Ирина Лукьянова (прозаик и публицист) предложила занятное определение толстовского метода: так называемый реализм Толстого не что иное, как последовательный отказ от всех конвенций, которые человек заключает с самим собой, чтобы жизнь стала возможна. На первых порах действительно напоминая бесстрашный реализм, под конец, начиная со «Смерти Ивана Ильича», этот метод позволяет производить стопроцентно абсурдистскую прозу. Любые действия утрачивают смысл или, вернее, начинают подразделяться на две категории: постыдные (то есть чисто животные — еда, питье, совокупление) и бессмысленные (все остальные — государственная служба, творчество, собственно толстовство). Поневоле сбежишь.
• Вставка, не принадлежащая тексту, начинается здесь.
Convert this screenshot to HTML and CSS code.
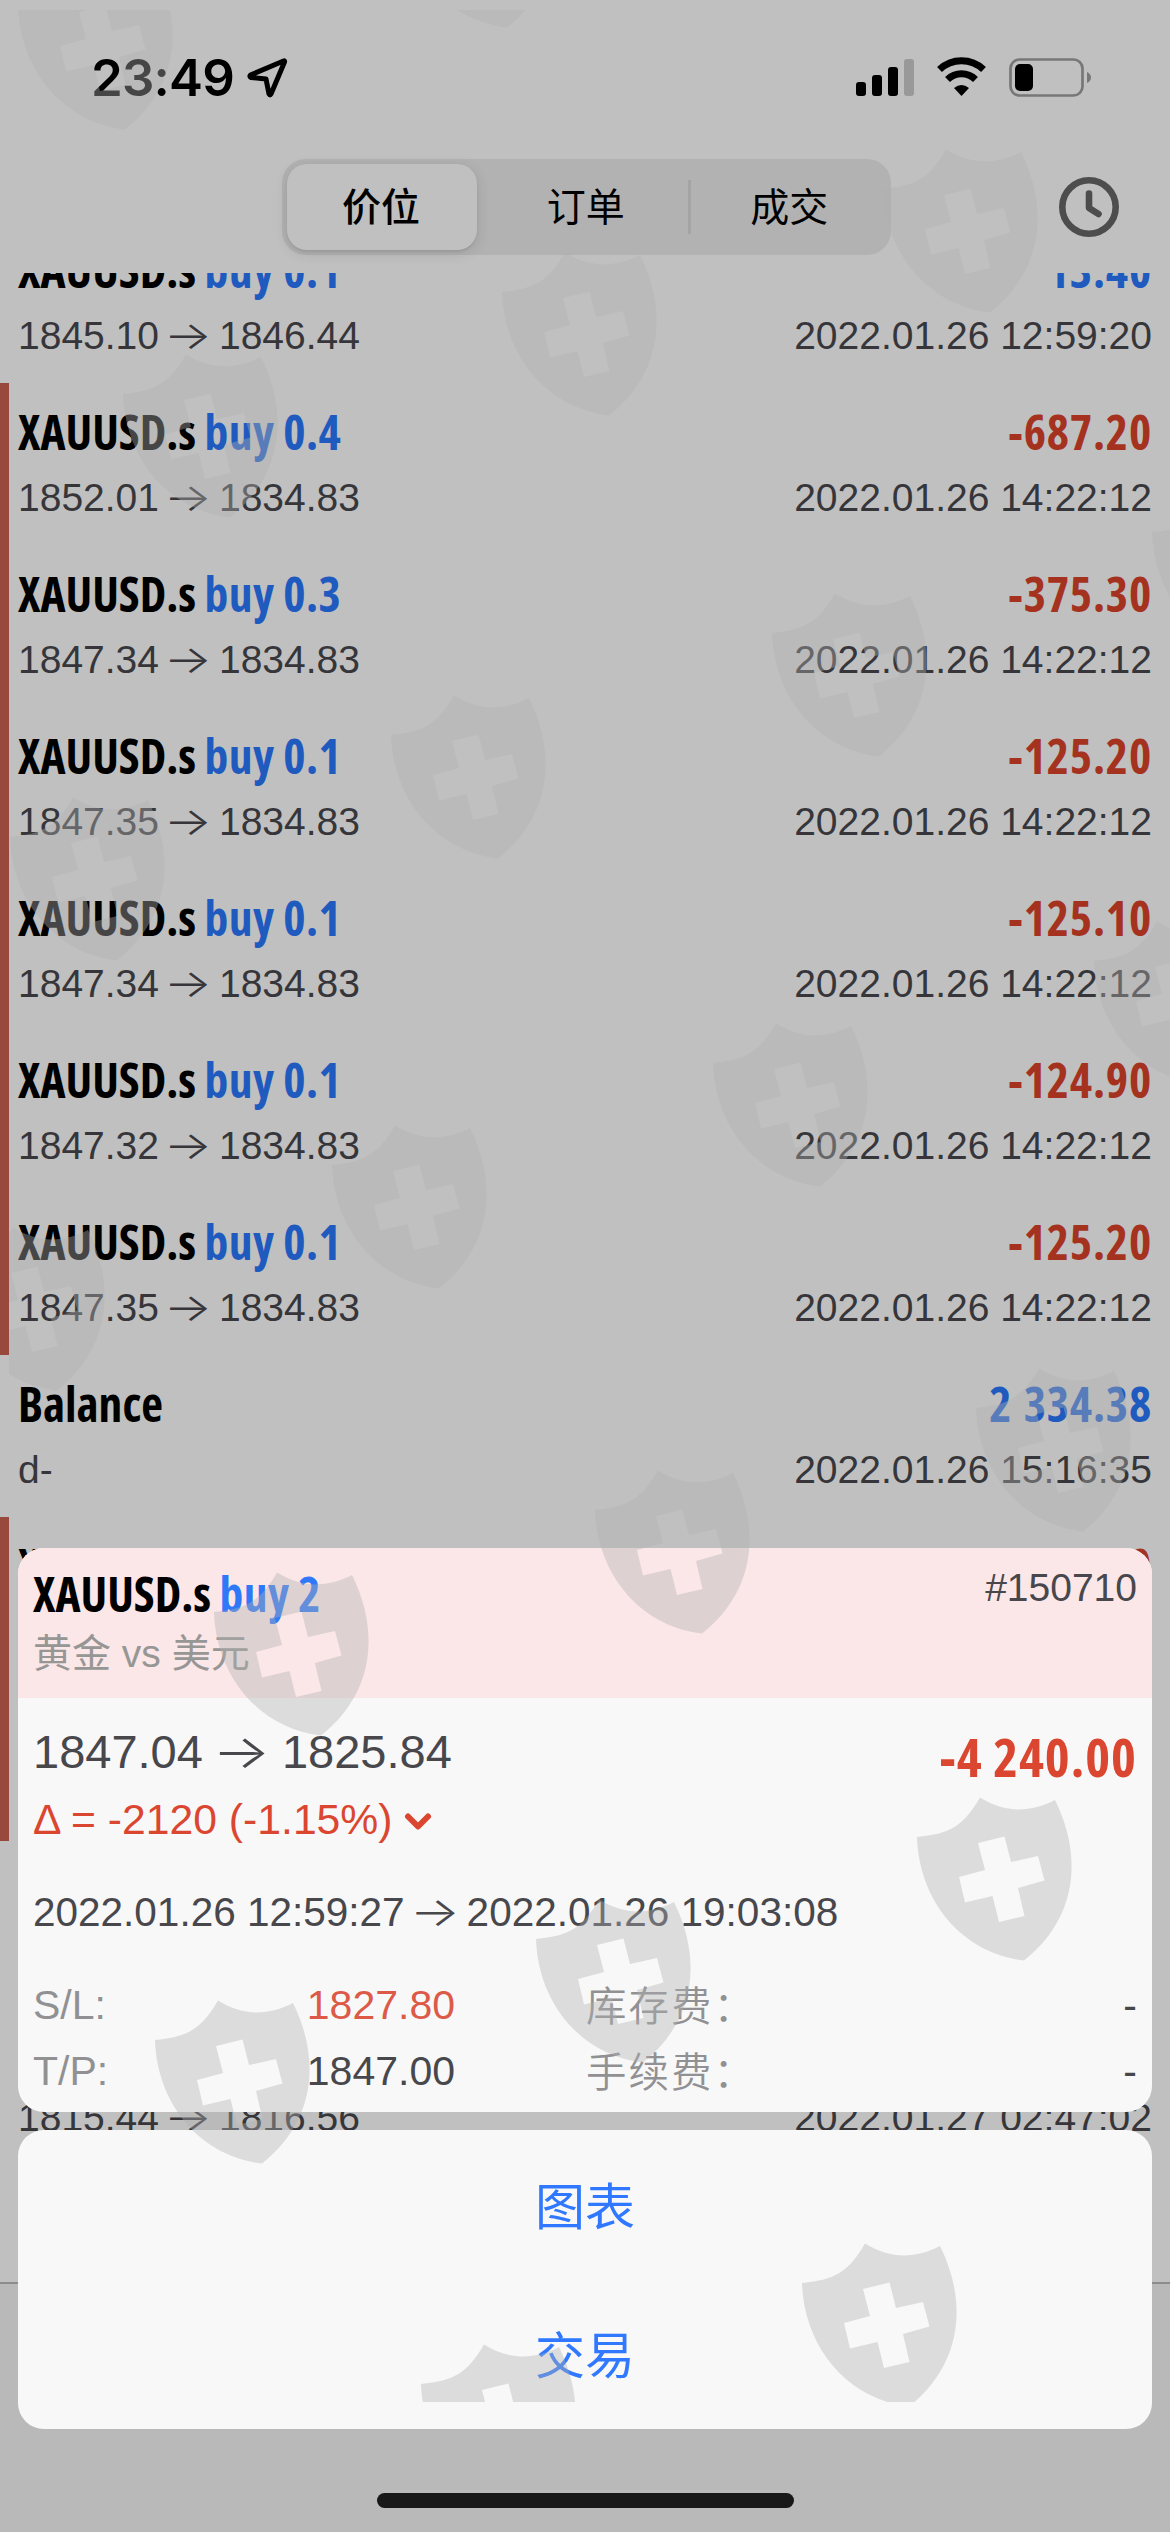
FILE: index.html
```html
<!DOCTYPE html>
<html lang="zh-CN">

<head>
    <meta charset="UTF-8">
    <link rel="stylesheet" href="styles.css">
    <title>成交</title>
</head>

<body>
    <div id="screen">
        <div id="header">
            <div class="status">
                <div class="clock">23:49
                    <svg width="42" height="42" viewBox="0 0 42 42"><path d="M36.500 4 L3.500 18 Q2 19.500 4 20.500 L19 22 L22 37 Q23 39 24 37 L37.500 5 Q38 3.500 36.500 4 Z" fill="none" stroke="#000" stroke-width="5" stroke-linejoin="round"/></svg>
                </div>
                <svg class="indicators" width="240" height="42" viewBox="0 0 240 42">
                    <rect x="1" y="25" width="10" height="14" rx="3"/>
                    <rect x="17" y="18" width="10" height="21" rx="3"/>
                    <rect x="33" y="10" width="10" height="29" rx="3"/>
                    <rect x="49" y="2" width="10" height="37" rx="3" fill="#999"/>
                    <path d="M84.500 12.500 A32 32 0 0 1 128.500 12.500" fill="none" stroke="#000" stroke-width="7"/>
                    <path d="M92.500 22.500 A20 20 0 0 1 120.500 22.500" fill="none" stroke="#000" stroke-width="7"/>
                    <path d="M99 31 Q106.500 25 114 31 L106.500 39 Z"/>
                    <rect x="155.500" y="2.500" width="72" height="36" rx="9" fill="none" stroke="#777" stroke-width="2.700"/>
                    <rect x="160" y="7" width="18" height="27" rx="5"/>
                    <path d="M232 15 Q236 17 236 20.500 Q236 24 232 26 Z" fill="#777"/>
                </svg>
            </div>
            <div class="nav">
                <div class="tabs">
                    <span class="tab on">价位</span>
                    <span class="tab">订单</span>
                    <span class="tab">成交</span>
                </div>
                <svg class="history" width="60" height="60" viewBox="0 0 60 60"><circle cx="30" cy="30" r="26.700" /><path d="M30 16.500 V31 L39.500 37"/></svg>
            </div>
        </div>

        <div id="list">
            <div class="row">
                <div class="line1"><b>XAUUSD.s <i>buy 0.1</i></b><b class="plus">13.40</b></div>
                <div class="line2"><span>1845.10<em>→</em>1846.44</span><span>2022.01.26 12:59:20</span></div>
            </div>
            <div class="row loss">
                <div class="line1"><b>XAUUSD.s <i>buy 0.4</i></b><b class="minus">-687.20</b></div>
                <div class="line2"><span>1852.01<em>→</em>1834.83</span><span>2022.01.26 14:22:12</span></div>
            </div>
            <div class="row loss">
                <div class="line1"><b>XAUUSD.s <i>buy 0.3</i></b><b class="minus">-375.30</b></div>
                <div class="line2"><span>1847.34<em>→</em>1834.83</span><span>2022.01.26 14:22:12</span></div>
            </div>
            <div class="row loss">
                <div class="line1"><b>XAUUSD.s <i>buy 0.1</i></b><b class="minus">-125.20</b></div>
                <div class="line2"><span>1847.35<em>→</em>1834.83</span><span>2022.01.26 14:22:12</span></div>
            </div>
            <div class="row loss">
                <div class="line1"><b>XAUUSD.s <i>buy 0.1</i></b><b class="minus">-125.10</b></div>
                <div class="line2"><span>1847.34<em>→</em>1834.83</span><span>2022.01.26 14:22:12</span></div>
            </div>
            <div class="row loss">
                <div class="line1"><b>XAUUSD.s <i>buy 0.1</i></b><b class="minus">-124.90</b></div>
                <div class="line2"><span>1847.32<em>→</em>1834.83</span><span>2022.01.26 14:22:12</span></div>
            </div>
            <div class="row loss">
                <div class="line1"><b>XAUUSD.s <i>buy 0.1</i></b><b class="minus">-125.20</b></div>
                <div class="line2"><span>1847.35<em>→</em>1834.83</span><span>2022.01.26 14:22:12</span></div>
            </div>
            <div class="row">
                <div class="line1"><b>Balance</b><b class="plus">2 334.38</b></div>
                <div class="line2"><span>d-</span><span>2022.01.26 15:16:35</span></div>
            </div>
            <div class="row loss">
                <div class="line1"><b>X</b><b class="minus">0</b></div>
            </div>
            <div class="row loss"></div>
            <div class="row"></div>
            <div class="row">
                <div class="line1"></div>
                <div class="line2"><span>1815.44<em>→</em>1816.56</span><span>2022.01.27 02:47:02</span></div>
            </div>
        </div>
        <div id="footer"></div>

        <!-- 订单详情 -->
        <div id="sheet">
            <div class="card">
                <div class="card-head">
                    <div class="line1"><b>XAUUSD.s <i>buy 2</i></b><span class="ticket">#150710</span></div>
                    <p>黄金 vs 美元</p>
                </div>
                <div class="card-body">
                    <div class="price"><span>1847.04<em>→</em>1825.84</span><b>-4 240.00</b></div>
                    <div class="delta">Δ = -2120 (-1.15%)<svg width="28" height="20" viewBox="0 0 28 20"><path d="M4 4.500 L14 14.500 L24 4.500" fill="none" stroke="#db4630" stroke-width="6" stroke-linecap="round" stroke-linejoin="round"/></svg></div>
                    <div class="period">2022.01.26 12:59:27<em>→</em>2022.01.26 19:03:08</div>
                    <div class="info">
                        <span>S/L:</span><span class="val red">1827.80</span><span class="fee">库存费：</span><span class="val">-</span>
                        <span>T/P:</span><span class="val">1847.00</span><span class="fee">手续费：</span><span class="val">-</span>
                    </div>
                </div>
            </div>
            <div class="actions">
                <a>图表</a>
                <a>交易</a>
            </div>
        </div>

        <div class="home"></div>

        <!-- 盾牌水印 -->
        <svg class="watermark" width="1161" height="2392" viewBox="9 10 1161 2392">
            <defs>
                <path id="shield" fill-rule="evenodd" d="M0 0 C34 -3 47 -12 63 -39.500 C88 -24 113 -24 138 -37 C168 24 157 84 107 123.500 C44 116 2 63 0 0 Z M61 6 L87.500 -0.500 L94 25 L121 19 L127.500 43.500 L101 51 L107.500 79 L82 85 L75.500 59 L48 65.500 L42 40 L68 33 Z"/>
            </defs>
            <use href="#shield" x="18" y="6"/>
            <use href="#shield" x="400" y="-96"/>
            <use href="#shield" x="123" y="394"/>
            <use href="#shield" x="502" y="292"/>
            <use href="#shield" x="883" y="189"/>
            <use href="#shield" x="10" y="837"/>
            <use href="#shield" x="391" y="735"/>
            <use href="#shield" x="772" y="633"/>
            <use href="#shield" x="1152" y="532"/>
            <use href="#shield" x="-50" y="1267"/>
            <use href="#shield" x="332" y="1165"/>
            <use href="#shield" x="713" y="1063"/>
            <use href="#shield" x="1094" y="961"/>
            <use href="#shield" x="214" y="1612"/>
            <use href="#shield" x="595" y="1510"/>
            <use href="#shield" x="976" y="1408"/>
            <use href="#shield" x="155" y="2040"/>
            <use href="#shield" x="536" y="1939"/>
            <use href="#shield" x="917" y="1837"/>
            <use href="#shield" x="421" y="2384"/>
            <use href="#shield" x="802" y="2283"/>
        </svg>
    </div>
</body>

</html>
```
FILE: styles.css
```css
@charset "UTF-8";

/* ========BASIC======== */
body {
    margin: 0;
    font-family: "Liberation Sans", "Noto Sans CJK SC", sans-serif;
    font-size: 39px;
    color: #36363a;
    background: #c0c0c0;
}

b {
    font-family: "Open Sans", sans-serif;
    font-size: 47.5px;
    font-weight: 700;
    font-stretch: 75%;
    color: #000;
    white-space: pre;
}

i {
    font-style: normal;
    letter-spacing: 0.4px;
    color: #1f5abf;
}

em {
    display: inline-block;
    width: 60px;
    font-family: "Inter", sans-serif;
    font-style: normal;
    font-weight: 300;
    line-height: 1;
    text-align: center;
    transform: translateX(-1px) scaleX(1.3);
}

#screen {
    position: relative;
    width: 1170px;
    height: 2532px;
    overflow: hidden;
}


/* ========HEADER======== */
#header {
    height: 273px;
}

.status {
    display: flex;
    justify-content: space-between;
    height: 102px;
    padding: 57px 75px 0 91px;
    box-sizing: border-box;
}

.clock {
    display: flex;
    gap: 13px;
    font-family: "Inter", sans-serif;
    font-size: 51px;
    font-weight: 600;
    line-height: 42px;
    letter-spacing: -0.8px;
    color: #000;
}

.nav {
    display: flex;
    align-items: center;
    justify-content: space-between;
    margin: 57px 51px 0 282px;
}

.tabs {
    display: flex;
    width: 609px;
    height: 96px;
    padding: 5px 0 5px 5px;
    box-sizing: border-box;
    border-radius: 24px;
    background: #b2b2b2;
}

.tab {
    flex: 1;
    line-height: 87px;
    text-align: center;
    color: #000;
}

.tab.on {
    flex: 0 0 188px;
    height: 86px;
    padding-right: 2px;
    margin-right: 7px;
    font-weight: 500;
    border-radius: 20px;
    background: #c0c0c0;
    box-shadow: 0 3px 14px rgba(0, 0, 0, 0.12), 0 2px 2px rgba(0, 0, 0, 0.06);
}

.tab:last-child {
    background: linear-gradient(#a4a4a4, #a4a4a4) 0 50% / 3px 54px no-repeat;
}

.history {
    fill: none;
    stroke: #4d4d4d;
    stroke-width: 6.6;
    stroke-linecap: round;
    stroke-linejoin: round;
}


/* ========LIST======== */
#list {
    display: flex;
    flex-direction: column;
    justify-content: flex-end;
    height: 1892px;
    overflow: hidden;
}

.row {
    flex: none;
    height: 162px;
    padding: 19px 18px 0;
    box-sizing: border-box;
}

.row.loss {
    padding-left: 9px;
    border-left: 9px solid #99483e;
}

.line1,
.line2 {
    display: flex;
    justify-content: space-between;
}

.line1 {
    height: 60px;
    line-height: 60px;
}

.line2 {
    margin-top: 11px;
    line-height: 50px;
}

.plus,
.minus {
    letter-spacing: 0.8px;
}

.plus {
    word-spacing: 2px;
    color: #1f5abf;
}

.minus {
    color: #a5321f;
}

#footer {
    height: 249px;
    margin-top: 117px;
    border-top: 2px solid #8c8c8c;
    background: #b9b9b9;
}


/* ========SHEET======== */
#sheet {
    position: absolute;
    top: 1548px;
    left: 18px;
    width: 1134px;
}

.card,
.actions {
    border-radius: 26px;
    background: #f8f8f8;
    overflow: hidden;
}

.card {
    height: 564px;
    color: #47474c;
}

.card-head {
    height: 150px;
    padding: 16px 15px 0;
    box-sizing: border-box;
    background: #fbe6e8;
}

.card i {
    color: #2f78f8;
}

.ticket {
    line-height: 48px;
}

.card-head p {
    margin: 0;
    line-height: 60px;
    color: #969694;
}

.card-body {
    padding: 24px 15px 0;
}

.price {
    display: flex;
    justify-content: space-between;
    height: 60px;
    line-height: 60px;
    font-size: 47px;
}

.price em {
    width: 79px;
}

.price b {
    font-size: 53px;
    line-height: 69px;
    letter-spacing: 1px;
    color: #db4630;
}

.delta {
    margin-top: 11px;
    line-height: 52px;
    font-size: 42.700px;
    color: #db4630;
}

.delta svg {
    margin-left: 11px;
    vertical-align: 2px;
}

.period {
    margin-top: 41px;
    line-height: 52px;
    font-size: 40.500px;
    white-space: nowrap;
}

.period em {
    width: 62px;
}

.info {
    display: grid;
    grid-template-columns: 120px 302px 1fr 100px;
    margin-top: 34px;
    font-size: 41px;
    line-height: 66px;
    color: #919194;
}

.val {
    text-align: right;
    color: #47474c;
}

.val.red {
    color: #dc5a47;
}

.fee {
    padding-left: 131px;
    font-family: "Noto Sans CJK SC", sans-serif;
    font-size: 40.500px;
    font-weight: 350;
    line-height: 63px;
    letter-spacing: 2px;
}

.actions {
    height: 299px;
    margin-top: 18px;
}

.actions a {
    display: block;
    height: 149px;
    line-height: 157px;
    font-size: 50px;
    text-align: center;
    color: #2f78ff;
}

.home {
    position: absolute;
    left: 377px;
    top: 2493px;
    width: 417px;
    height: 15px;
    border-radius: 8px;
    background: #181818;
}

.watermark {
    position: absolute;
    top: 10px;
    left: 9px;
    fill: rgba(177, 177, 177, 0.395);
}
```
Метод Германа — такой же последовательный отказ от всех конвенций, заключаемых художником с собою и со зрителем, отказ от любой условности, что и было idйe fixe яснополянского Льва. В результате германовский реализм, который тоже принято было называть бесстрашным, на глазах превращается в абсурдизм и вызывает у зрителя совсем другой комплекс эмоций. Прежде было радостное, ностальгическое узнавание, иногда ужас от сверхточного попадания в деталь, в настроение, в нерв времени, иногда гордость и счастье от победы режиссера над материалом, от той свободы и силы, с которой он его организует. Сегодня главная зрительская реакция — раздражение, ощущение бессмысленности и обреченности любого усилия. И не то чтобы подобные настроения владели художником — метод такой. Герман сам, кажется, недоумевает: снимал картину о непобедимости человеческого духа в конечном итоге. А получилась летопись распада, унижения, уничтожения — летопись того, как вещный, плотский мир погребает человека. Картина о том, как плоть, толпа, хаос засасывают отдельного человека, словом, о «чреве мира» (цитирую свое давнее интервью с Муратовой, именно так определившей тему «Астенического синдрома»).